Ward 2 Councillor Jennifer Wyness has already raised concerns about heavier Battery Electric Buses accelerating wear on city road infrastructure — a signal that at least one council voice is tracking the weight-class problem. But no specific budget line for guardrail upgrades to accommodate heavier passenger EVs has been identified in the 2025 or 2026 capital budgets. Alberta Transportation has not publicly revised provincial highway safety standards in response to the Nebraska research or updated AASHTO crash test protocols.

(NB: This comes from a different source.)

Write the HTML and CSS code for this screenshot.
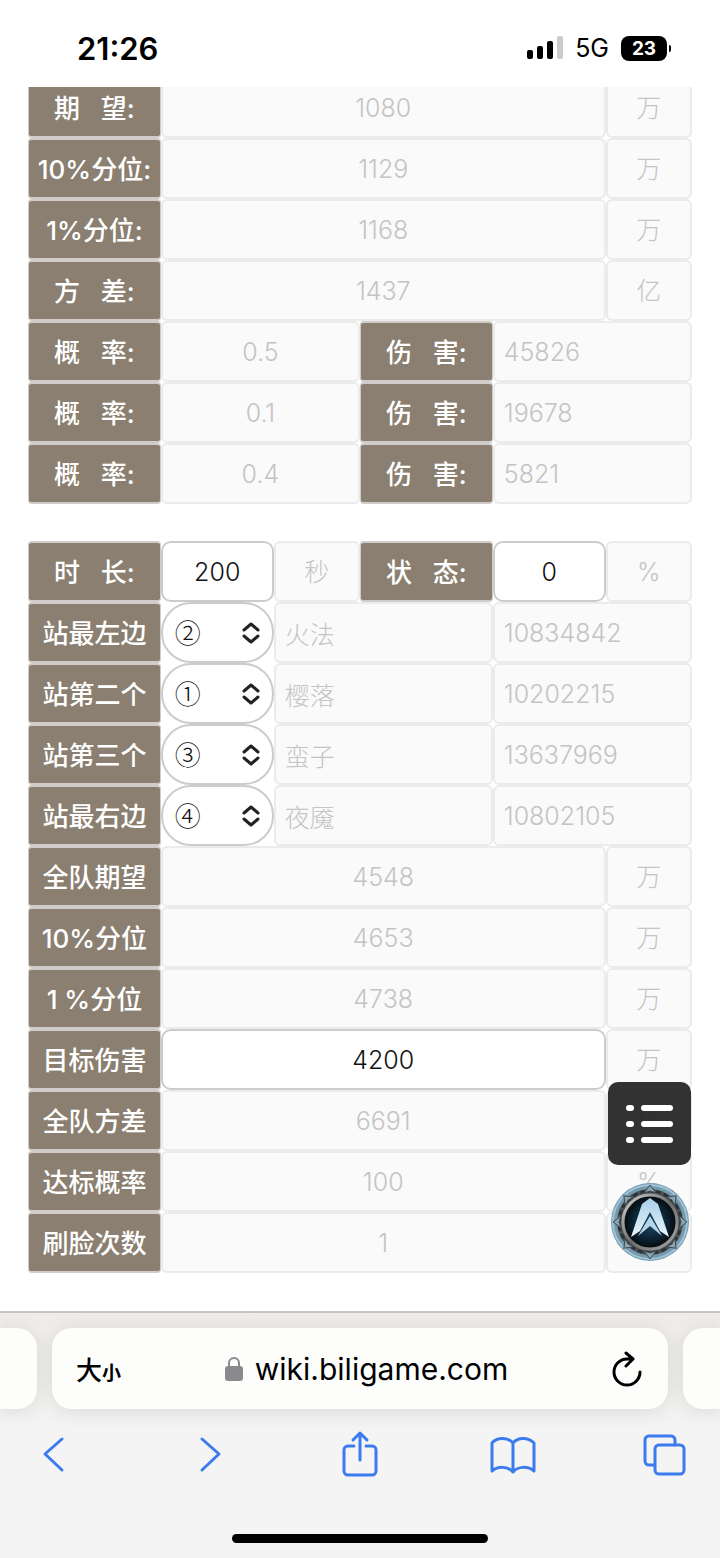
FILE: index.html
```html
<!DOCTYPE html>
<html lang="zh-CN">
<head>
    <meta charset="UTF-8">
    <meta name="viewport" content="width=device-width, initial-scale=1.0">
    <title>wiki.biligame.com</title>
    <link rel="stylesheet" href="styles.css">
</head>
<body>
    <header class="status-bar">
        <span class="time">21:26</span>
        <div class="status-right">
            <svg class="signal" viewBox="0 0 36 24" aria-hidden="true">
                <rect x="0" y="14" width="6" height="9" rx="2"/>
                <rect x="10" y="10" width="6" height="13" rx="2"/>
                <rect x="20" y="5" width="6" height="18" rx="2"/>
                <rect x="30" y="0" width="6" height="23" rx="2" fill="#ccc"/>
            </svg>
            <span class="network">5G</span>
            <span class="battery">23</span>
        </div>
    </header>

    <main class="page">
        <form class="calc">
            <!-- Single character result -->
            <section class="group">
                <label class="name" for="mean">期&nbsp;&nbsp; 望:</label>
                <input class="wide" id="mean" value="1080" disabled>
                <span class="unit">万</span>

                <label class="name" for="p10">10%分位:</label>
                <input class="wide" id="p10" value="1129" disabled>
                <span class="unit">万</span>

                <label class="name" for="p1">1%分位:</label>
                <input class="wide" id="p1" value="1168" disabled>
                <span class="unit">万</span>

                <label class="name" for="variance">方&nbsp;&nbsp; 差:</label>
                <input class="wide" id="variance" value="1437" disabled>
                <span class="unit">亿</span>

                <label class="name" for="rate1">概&nbsp;&nbsp; 率:</label>
                <input class="double" id="rate1" value="0.5" disabled>
                <label class="name" for="damage1">伤&nbsp;&nbsp; 害:</label>
                <input class="double left" id="damage1" value="45826" disabled>

                <label class="name" for="rate2">概&nbsp;&nbsp; 率:</label>
                <input class="double" id="rate2" value="0.1" disabled>
                <label class="name" for="damage2">伤&nbsp;&nbsp; 害:</label>
                <input class="double left" id="damage2" value="19678" disabled>

                <label class="name" for="rate3">概&nbsp;&nbsp; 率:</label>
                <input class="double" id="rate3" value="0.4" disabled>
                <label class="name" for="damage3">伤&nbsp;&nbsp; 害:</label>
                <input class="double left" id="damage3" value="5821" disabled>
            </section>

            <!-- Whole team -->
            <section class="group">
                <label class="name" for="duration">时&nbsp;&nbsp; 长:</label>
                <input id="duration" value="200">
                <span class="unit">秒</span>
                <label class="name" for="state">状&nbsp;&nbsp; 态:</label>
                <input id="state" value="0">
                <span class="unit">%</span>

                <label class="name" for="pos1">站最左边</label>
                <div class="picker">
                    <select id="pos1"><option>①</option><option selected>②</option><option>③</option><option>④</option></select>
                    <svg viewBox="0 0 18 20" aria-hidden="true"><path d="M2 7l7-6 7 6M2 13l7 6 7-6"/></svg>
                </div>
                <input class="double left" value="火法" aria-label="角色" disabled>
                <input class="double left" value="10834842" aria-label="伤害" disabled>

                <label class="name" for="pos2">站第二个</label>
                <div class="picker">
                    <select id="pos2"><option selected>①</option><option>②</option><option>③</option><option>④</option></select>
                    <svg viewBox="0 0 18 20" aria-hidden="true"><path d="M2 7l7-6 7 6M2 13l7 6 7-6"/></svg>
                </div>
                <input class="double left" value="樱落" aria-label="角色" disabled>
                <input class="double left" value="10202215" aria-label="伤害" disabled>

                <label class="name" for="pos3">站第三个</label>
                <div class="picker">
                    <select id="pos3"><option>①</option><option>②</option><option selected>③</option><option>④</option></select>
                    <svg viewBox="0 0 18 20" aria-hidden="true"><path d="M2 7l7-6 7 6M2 13l7 6 7-6"/></svg>
                </div>
                <input class="double left" value="蛮子" aria-label="角色" disabled>
                <input class="double left" value="13637969" aria-label="伤害" disabled>

                <label class="name" for="pos4">站最右边</label>
                <div class="picker">
                    <select id="pos4"><option>①</option><option>②</option><option>③</option><option selected>④</option></select>
                    <svg viewBox="0 0 18 20" aria-hidden="true"><path d="M2 7l7-6 7 6M2 13l7 6 7-6"/></svg>
                </div>
                <input class="double left" value="夜魇" aria-label="角色" disabled>
                <input class="double left" value="10802105" aria-label="伤害" disabled>

                <label class="name" for="teamMean">全队期望</label>
                <input class="wide" id="teamMean" value="4548" disabled>
                <span class="unit">万</span>

                <label class="name" for="teamP10">10%分位</label>
                <input class="wide" id="teamP10" value="4653" disabled>
                <span class="unit">万</span>

                <label class="name" for="teamP1">1 %分位</label>
                <input class="wide" id="teamP1" value="4738" disabled>
                <span class="unit">万</span>

                <label class="name" for="target">目标伤害</label>
                <input class="wide" id="target" value="4200">
                <span class="unit">万</span>

                <label class="name" for="teamVariance">全队方差</label>
                <input class="wide" id="teamVariance" value="6691" disabled>
                <span class="unit">亿</span>

                <label class="name" for="reach">达标概率</label>
                <input class="wide" id="reach" value="100" disabled>
                <span class="unit">%</span>

                <label class="name" for="tries">刷脸次数</label>
                <input class="wide" id="tries" value="1" disabled>
                <span class="unit"></span>
            </section>
        </form>

        <div class="floating">
            <button type="button" class="menu-btn" aria-label="目录">
                <svg viewBox="0 0 83 83" aria-hidden="true">
                    <g stroke="#fff" stroke-width="6" stroke-linecap="round">
                        <path d="M21 26h2M36 26h26M21 42h2M36 42h26M21 58h2M36 58h26"/>
                    </g>
                </svg>
            </button>
            <button type="button" class="top-btn" aria-label="返回顶部">
                <svg viewBox="0 0 80 80" aria-hidden="true">
                    <defs>
                        <radialGradient id="core">
                            <stop offset="0" stop-color="#1d4b68"/>
                            <stop offset="0.6" stop-color="#0d2637"/>
                            <stop offset="1" stop-color="#05080b"/>
                        </radialGradient>
                        <linearGradient id="metal" x1="0" y1="0" x2="1" y2="1">
                            <stop offset="0" stop-color="#d6d6d4"/>
                            <stop offset="0.5" stop-color="#6e6c69"/>
                            <stop offset="1" stop-color="#a9a8a5"/>
                        </linearGradient>
                        <linearGradient id="blade" x1="0" y1="0" x2="0" y2="1">
                            <stop offset="0" stop-color="#a9cfe9"/>
                            <stop offset="1" stop-color="#e9f5fc"/>
                        </linearGradient>
                    </defs>
                    <circle cx="40" cy="40" r="39" fill="#7699ae"/>
                    <circle cx="40" cy="40" r="37" fill="none" stroke="#9fc3d8" stroke-width="2"/>
                    <circle cx="40" cy="40" r="33" fill="#4b5358"/>
                    <circle cx="40" cy="40" r="31" fill="none" stroke="#2b3337" stroke-width="3" stroke-dasharray="5 3"/>
                    <g fill="#8fa4ae" stroke="#3d4a52">
                        <path id="spike" d="M40 3l6 8-6-2-6 2z"/>
                        <use href="#spike" transform="rotate(45 40 40)"/>
                        <use href="#spike" transform="rotate(90 40 40)"/>
                        <use href="#spike" transform="rotate(135 40 40)"/>
                        <use href="#spike" transform="rotate(180 40 40)"/>
                        <use href="#spike" transform="rotate(225 40 40)"/>
                        <use href="#spike" transform="rotate(270 40 40)"/>
                        <use href="#spike" transform="rotate(315 40 40)"/>
                    </g>
                    <circle cx="40" cy="40" r="27" fill="url(#core)" stroke="url(#metal)" stroke-width="3"/>
                    <path d="M40 16l-8 6L21 55l9-6 10-19 10 19 9 6L48 22z" fill="url(#blade)"/>
                    <path d="M40 34L28 54l12-10 12 10z" fill="#b5d6ea"/>
                </svg>
            </button>
        </div>
    </main>

    <footer class="browser-bar">
        <div class="tabs">
            <div class="tab side-left"></div>
            <div class="tab address">
                <button type="button" class="text-size" aria-label="大小">大<small>小</small></button>
                <a class="url" href="#">
                    <svg viewBox="0 0 18 25" aria-hidden="true">
                        <rect x="0" y="10" width="18" height="15" rx="3" fill="#8a8a8e"/>
                        <path d="M4 11V7a5 5 0 0 1 10 0v4" fill="none" stroke="#8a8a8e" stroke-width="2"/>
                    </svg>
                    wiki.biligame.com
                </a>
                <button type="button" class="reload" aria-label="刷新">
                    <svg viewBox="0 0 30 36" aria-hidden="true">
                        <path d="M15 8A13 13 0 1 0 28 21M14 2l7 6-7 7M15 8h5"/>
                    </svg>
                </button>
            </div>
            <div class="tab side-right"></div>
        </div>

        <nav class="toolbar">
            <button type="button" aria-label="后退"><svg viewBox="0 0 48 48"><path d="M32 9L15 24l17 16"/></svg></button>
            <button type="button" aria-label="前进"><svg viewBox="0 0 48 48"><path d="M19 9l17 15-17 16"/></svg></button>
            <button type="button" aria-label="分享"><svg viewBox="0 0 48 48"><path d="M19 16h-6a4 4 0 0 0-4 4v21a4 4 0 0 0 4 4h24a4 4 0 0 0 4-4V20a4 4 0 0 0-4-4h-6M25 30V3M18 10l7-7 7 7"/></svg></button>
            <button type="button" aria-label="书签"><svg viewBox="0 0 48 48"><path d="M25 13C20 7 9 7 4 13v28c6-5 16-5 21 1 5-6 15-6 21-1V13C40 7 30 7 25 13zv29"/></svg></button>
            <button type="button" aria-label="标签页"><svg viewBox="0 0 48 48"><rect x="15" y="15" width="29" height="29" rx="4"/><path d="M14 35H9a4 4 0 0 1-4-4V10a4 4 0 0 1 4-4h22a4 4 0 0 1 4 4v5"/></svg></button>
        </nav>

        <div class="home-indicator"></div>
    </footer>
</body>
</html>
```

FILE: styles.css
```css
* {
    box-sizing: border-box;
}

body {
    margin: 0;
    height: 100vh;
    display: flex;
    flex-direction: column;
    background: #fff;
    color: #000;
    font-family: Inter, "Noto Sans CJK SC", sans-serif;
}

button {
    border: none;
    padding: 0;
    background: none;
    color: inherit;
    font-family: inherit;
    cursor: pointer;
}

svg {
    display: block;
}

/* Status bar */
.status-bar {
    flex: none;
    height: 87px;
    padding: 9px 49px 0 77px;
    display: flex;
    justify-content: space-between;
    align-items: center;
}

.time {
    font-size: 31px;
    font-weight: 600;
}

.status-right {
    display: flex;
    align-items: center;
    gap: 12px;
}

.signal {
    width: 36px;
    height: 24px;
}

.network {
    font-size: 25px;
    font-weight: 400;
}

.battery {
    position: relative;
    width: 46px;
    height: 25px;
    margin-right: 4px;
    border-radius: 8px;
    background: #000;
    color: #fff;
    font-size: 19px;
    font-weight: 700;
    line-height: 25px;
    text-align: center;
}

.battery::after {
    content: "";
    position: absolute;
    right: -4px;
    top: 9px;
    width: 2px;
    height: 7px;
    border-radius: 0 2px 2px 0;
    background: #000;
}

/* Calculator, the page stays scrolled to its end */
.page {
    position: relative;
    flex: 1;
    min-height: 0;
    padding: 0 28px 38px;
    display: flex;
    flex-direction: column;
    justify-content: flex-end;
    overflow: hidden;
}

.calc {
    display: flex;
    flex-direction: column;
    gap: 37px;
}

.group {
    display: grid;
    grid-template-columns: 20fr 17fr 13fr 20fr 17fr 13fr;
    grid-auto-rows: 61px;
}

.name {
    border: 2px solid #cfccc9;
    border-width: 2px 1px;
    border-radius: 4px;
    background: #8a7f70;
    color: #fff;
    font-size: 26px;
    font-weight: 500;
    line-height: 60px;
    text-align: center;
    white-space: nowrap;
}

.group input,
.group select,
.unit {
    width: 100%;
    min-width: 0;
    height: 61px;
    margin: 0;
    padding: 1px 9px 0;
    border: 2px solid #ccc;
    border-radius: 10px;
    background: #fff;
    color: #111;
    font-family: inherit;
    font-size: 25px;
    font-weight: 300;
    text-align: center;
}

.group input:disabled,
.unit {
    border-color: #ebebeb;
    border-radius: 6px;
    background: #fafafa;
    color: #c4c4c4;
}

.unit {
    line-height: 57px;
}

.group .wide {
    grid-column: span 4;
}

.group .double {
    grid-column: span 2;
}

.group .left {
    text-align: left;
}

.picker {
    position: relative;
}

.group select {
    appearance: none;
    padding: 0 12px 3px;
    border-radius: 30px;
    font-family: "Noto Sans CJK SC", sans-serif;
    font-size: 26px;
    text-align: left;
}

.picker svg {
    position: absolute;
    right: 14px;
    top: 21px;
    width: 18px;
    height: 20px;
    fill: none;
    stroke: #222;
    stroke-width: 3;
    stroke-linecap: round;
    stroke-linejoin: round;
    overflow: visible;
    pointer-events: none;
}

/* Buttons over the page */
.floating {
    position: absolute;
    right: 29px;
    bottom: 49px;
    display: flex;
    flex-direction: column;
    align-items: center;
    gap: 17px;
}

.menu-btn {
    width: 83px;
    height: 83px;
    border-radius: 10px;
    background: rgba(34, 34, 34, 0.93);
}

.top-btn {
    width: 80px;
    height: 80px;
    border-radius: 50%;
}

/* Browser bar */
.browser-bar {
    flex: none;
    border-top: 2px solid #c4c4c4;
    background: linear-gradient(#efece8, #f4f4f4 50%);
    overflow: hidden;
}

.tabs {
    display: flex;
    gap: 15px;
    padding-top: 15px;
}

.tab {
    height: 81px;
    flex: 0 0 37px;
    background: #fdfdfc;
    box-shadow: 0 2px 20px rgba(0, 0, 0, 0.1);
}

.side-left {
    border-radius: 0 20px 20px 0;
}

.side-right {
    border-radius: 20px 0 0 20px;
}

.address {
    flex: 1;
    padding: 0 26px 0 24px;
    border-radius: 20px;
    display: flex;
    justify-content: space-between;
    align-items: center;
}

.text-size {
    font-size: 26px;
    font-weight: 500;
}

.text-size small {
    font-size: 19px;
    font-weight: 700;
}

.url {
    display: flex;
    align-items: center;
    gap: 12px;
    color: #000;
    font-size: 30px;
    text-decoration: none;
}

.url svg {
    width: 18px;
    height: 25px;
}

.reload svg {
    width: 30px;
    height: 36px;
    fill: none;
    stroke: #000;
    stroke-width: 3;
    stroke-linecap: round;
    stroke-linejoin: round;
}

.toolbar {
    display: flex;
    justify-content: space-between;
    padding: 21px 32px 0 30px;
}

.toolbar svg {
    width: 48px;
    height: 48px;
    fill: none;
    stroke: #3b7bee;
    stroke-width: 3;
    stroke-linecap: round;
    stroke-linejoin: round;
}

.home-indicator {
    width: 256px;
    height: 9px;
    margin: 56px auto 15px;
    border-radius: 5px;
    background: #000;
}
```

What Other Cities Are Actually Doing

New York City has built a susceptibility index mapping road segments and bridges most exposed to heavier electric trucks, and is exploring weight-based permit fees to offset accelerated maintenance costs. The U.S. Army Corps of Engineers is collaborating with academic facilities to redesign barriers capable of absorbing high-speed, high-mass EV impacts. Some municipalities are using census-block and truck-traffic data to prioritize reinforcement in high-volume corridors rather than pursuing a city-wide upgrade that researchers describe as prohibitively expensive.

Bridges deserve particular attention. They are roughly 65 percent more sensitive to gross vehicle weight increases than standard pavement — meaning every aging overpass on a Calgary commuter route carries compounding risk as the EV fleet grows heavier.

The Honest Counterpoint

To be fair, passenger EVs still represent a small fraction of Calgary's total vehicle mix, and the most dangerous weight outliers — the Hummer EV, the Rivian R1T — are not exactly the city's dominant commuter vehicle. The immediate risk is concentrated, not uniform. A targeted assessment of high-traffic corridors is a proportionate first step, not a crisis-level rebuild.

But the city's own infrastructure reports show the gap between what Calgary has and what it needs is already widening. The EV transition does not create that gap — it accelerates it. The question worth putting to the Roads Department is simple: has anyone run the numbers on Crowchild yet?